Presiden Bank Sentral AS wilayah Boston, Susan Collins, mengatakan The Fed siap turun tangan jika pasar keuangan mulai kacau. “Kami memiliki perangkat yang bisa digunakan jika muncul gangguan pada fungsi pasar atau likuiditas,” ujar Collins dalam wawancara dengan Financial Times.
Mengapa yield melonjak padahal biasanya turun saat pasar panik? Ada beberapa kemungkinan. Investor asing mungkin membuang obligasi AS akibat kekhawatiran atas perang dagang. Hedge fund juga bisa sedang menjual aset apa pun demi mendapatkan likuiditas. Yang lebih serius, ada kecurigaan bahwa status AS sebagai ‘tempat paling aman menyimpan uang’ mulai diragukan—semua karena gaya Trump yang hobi mengacak-acak kebijakan tarif.
Mata uang dolar AS juga terus melemah terhadap hampir semua mata uang utama, mulai dari euro, yen Jepang, hingga dolar Kanada. Di sisi lain, emas sebagai aset aman kembali bersinar dan mencetak rekor harga baru.
Di tengah perdagangan yang labil ini, China tak tinggal diam. Kemarin, Beijing mengumumkan mereka akan menaikkan tarif atas produk-produk dari AS hingga 125 persen, sebagai balasan terhadap langkah Trump yang sebelumnya kembali menaikkan tarif barang impor dari China.
Kementerian Keuangan China bahkan menyebut, kebijakan tarif berulang dari Washington ini “sudah menjadi permainan angka yang tidak lagi punya arti ekonomi praktis.” Dalam pernyataannya, mereka menambahkan, “Namun jika AS terus secara substansial melanggar kepentingan China, maka kami siap melawan hingga akhir.”
Ketegangan yang semakin memanas antara dua ekonomi terbesar dunia ini berpotensi memicu resesi global. Padahal sebelumnya Trump baru saja mengumumkan jeda tarif selama 90 hari untuk banyak negara—kecuali China.
Keyakinan Konsumen AS Luntur
Perang dagang yang kian panas ternyata bukan cuma bikin pasar saham gonjang-ganjing, tapi juga mulai menggerogoti rasa percaya diri konsumen di Amerika Serikat. Padahal, ekonomi AS mengawali tahun ini dengan laju yang cukup solid.
Survei awal dari University of Michigan menunjukkan sentimen konsumen AS mengalami penurunan lebih tajam dari yang diperkirakan para ekonom.

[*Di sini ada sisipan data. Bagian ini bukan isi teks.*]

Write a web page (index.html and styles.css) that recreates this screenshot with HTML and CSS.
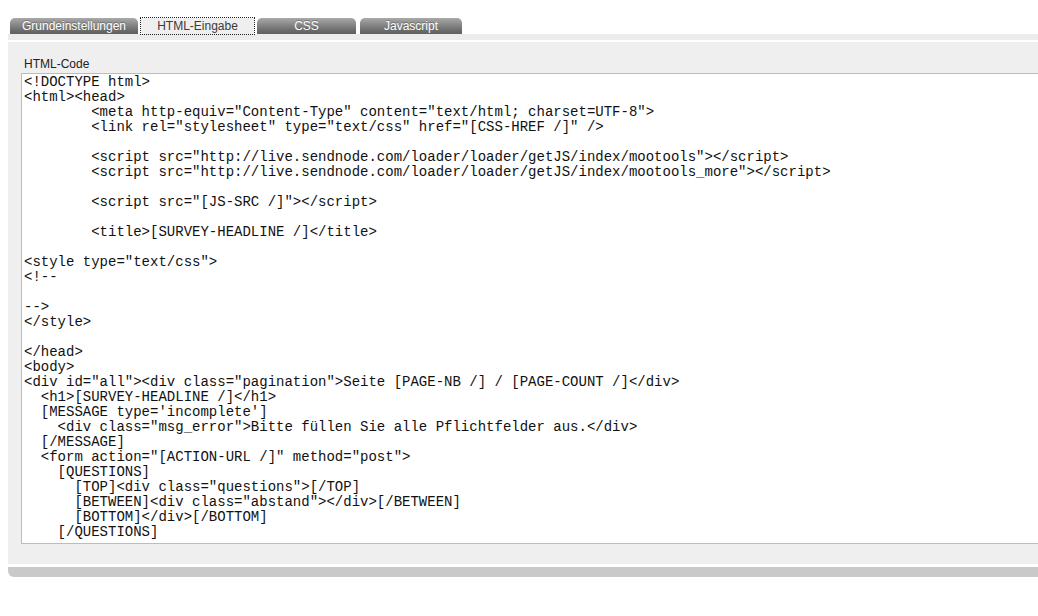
FILE: index.html
```html
<!DOCTYPE html>
<html lang="de">
<head>
<meta charset="UTF-8">
<title>HTML-Eingabe</title>
<link rel="stylesheet" href="styles.css">
</head>
<body>
<div class="wrap">
  <div class="tabs">
    <a class="tab tab-1">Grundeinstellungen</a>
    <a class="tab tab-2 active">HTML-Eingabe</a>
    <a class="tab tab-3">CSS</a>
    <a class="tab tab-4">Javascript</a>
  </div>
  <div class="strip"></div>
  <div class="panel">
    <div class="label">HTML-Code</div>
    <div class="code"><pre>&lt;!DOCTYPE html&gt;
&lt;html&gt;&lt;head&gt;
        &lt;meta http-equiv="Content-Type" content="text/html; charset=UTF-8"&gt;
        &lt;link rel="stylesheet" type="text/css" href="[CSS-HREF /]" /&gt;

        &lt;script src="http://live.sendnode.com/loader/loader/getJS/index/mootools"&gt;&lt;/script&gt;
        &lt;script src="http://live.sendnode.com/loader/loader/getJS/index/mootools_more"&gt;&lt;/script&gt;

        &lt;script src="[JS-SRC /]"&gt;&lt;/script&gt;

        &lt;title&gt;[SURVEY-HEADLINE /]&lt;/title&gt;

&lt;style type="text/css"&gt;
&lt;!--

--&gt;
&lt;/style&gt;

&lt;/head&gt;
&lt;body&gt;
&lt;div id="all"&gt;&lt;div class="pagination"&gt;Seite [PAGE-NB /] / [PAGE-COUNT /]&lt;/div&gt;
  &lt;h1&gt;[SURVEY-HEADLINE /]&lt;/h1&gt;
  [MESSAGE type='incomplete']
    &lt;div class="msg_error"&gt;Bitte füllen Sie alle Pflichtfelder aus.&lt;/div&gt;
  [/MESSAGE]
  &lt;form action="[ACTION-URL /]" method="post"&gt;
    [QUESTIONS]
      [TOP]&lt;div class="questions"&gt;[/TOP]
      [BETWEEN]&lt;div class="abstand"&gt;&lt;/div&gt;[/BETWEEN]
      [BOTTOM]&lt;/div&gt;[/BOTTOM]
    [/QUESTIONS]</pre></div>
  </div>
  <div class="bottom-bar"></div>
</div>
</body>
</html>
```

FILE: styles.css
```css
html {
  overflow: hidden;
}
body {
  margin: 0;
  background: #fff;
  font-family: "Liberation Sans", Arial, Helvetica, sans-serif;
}
.wrap {
  width: 1100px;
  margin-left: 8px;
  padding-top: 18px;
}
.tabs {
  display: flex;
  padding-left: 2px;
  height: 16px;
}
.tab {
  display: block;
  height: 16px;
  line-height: 16px;
  font-size: 12px;
  text-align: center;
  color: #fff;
  border-radius: 5px 5px 0 0;
  background: linear-gradient(#a9a9a9 0%, #858585 45%, #6a6a6a 80%, #5f5f5f 100%);
  text-shadow: 0 -1px 0 rgba(0,0,0,0.25);
  box-sizing: border-box;
}
.tab-1 { width: 128px; margin-right: 3px; }
.tab-2 { width: 113px; margin-right: 3px; }
.tab-3 { width: 99px; margin-right: 4px; }
.tab-4 { width: 102px; }
.tab.active {
  background: #efefef;
  color: #3a3a3a;
  text-shadow: none;
  border-radius: 0;
  outline: 1px dotted #222;
  outline-offset: 0;
}
.strip {
  height: 6px;
  background: #ececec;
}
.panel {
  margin-top: 2px;
  background: #efefef;
  padding: 15px 0 20px 13px;
}
.label {
  font-size: 12px;
  line-height: 14px;
  color: #222;
  padding-left: 3px;
  margin-bottom: 2px;
}
.code {
  background: #fff;
  border: 1px solid #bcbcbc;
  height: 469px;
  overflow: hidden;
  padding: 0 2px;
}
.code pre {
  margin: 0;
  padding-top: 1px;
  font-family: "Liberation Mono", "Courier New", Courier, monospace;
  font-size: 14px;
  line-height: 15px;
  color: #111;
}
.bottom-bar {
  margin-top: 3px;
  height: 10px;
  background: #c9c9c9;
  border-radius: 0 0 0 6px;
}
```
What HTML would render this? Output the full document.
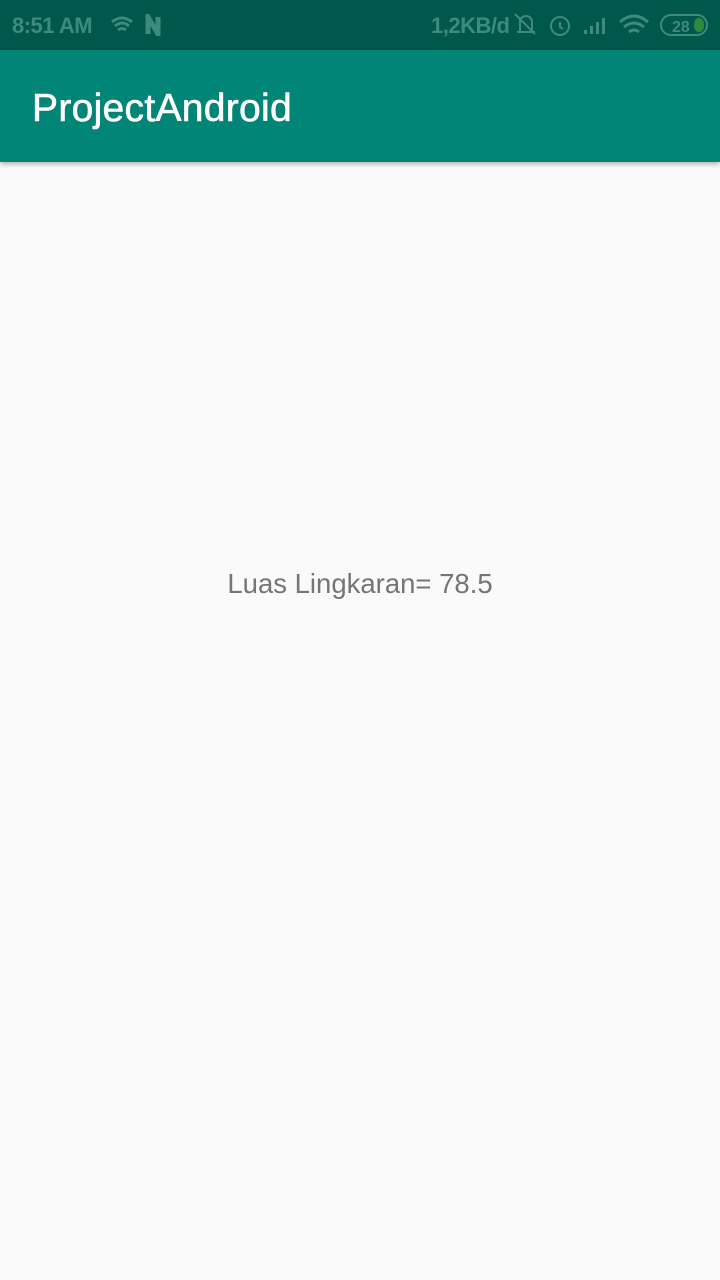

Direktur survei, Joanne Hsu, menyebutkan penurunan ini terbilang luas dan merata di semua kelompok umur, pendapatan, tingkat pendidikan, wilayah geografis, dan afiliasi politik.
Presiden Wells Fargo Investment Institute, Darrell Cronk, menilai situasi sekarang masih berada di fase awal dari “perubahan rezim perdagangan global.” Ia menambahkan, jeda 90 hari untuk tarif balasan memang sempat menenangkan pasar, tapi di sisi lain juga memperpanjang ketidakpastian.
Tak heran kalau pelaku pasar di Wall Street masih menyiapkan diri untuk lebih banyak guncangan. Pekan ini saja diawali dengan rumor dan bantahan seputar jeda tarif dari Trump yang bikin harga saham naik-turun setiap jam. Setelah itu, bursa AS sempat mencetak salah satu hari terbaik dalam sejarah—hanya untuk kembali berbalik sebelum akhir pekan.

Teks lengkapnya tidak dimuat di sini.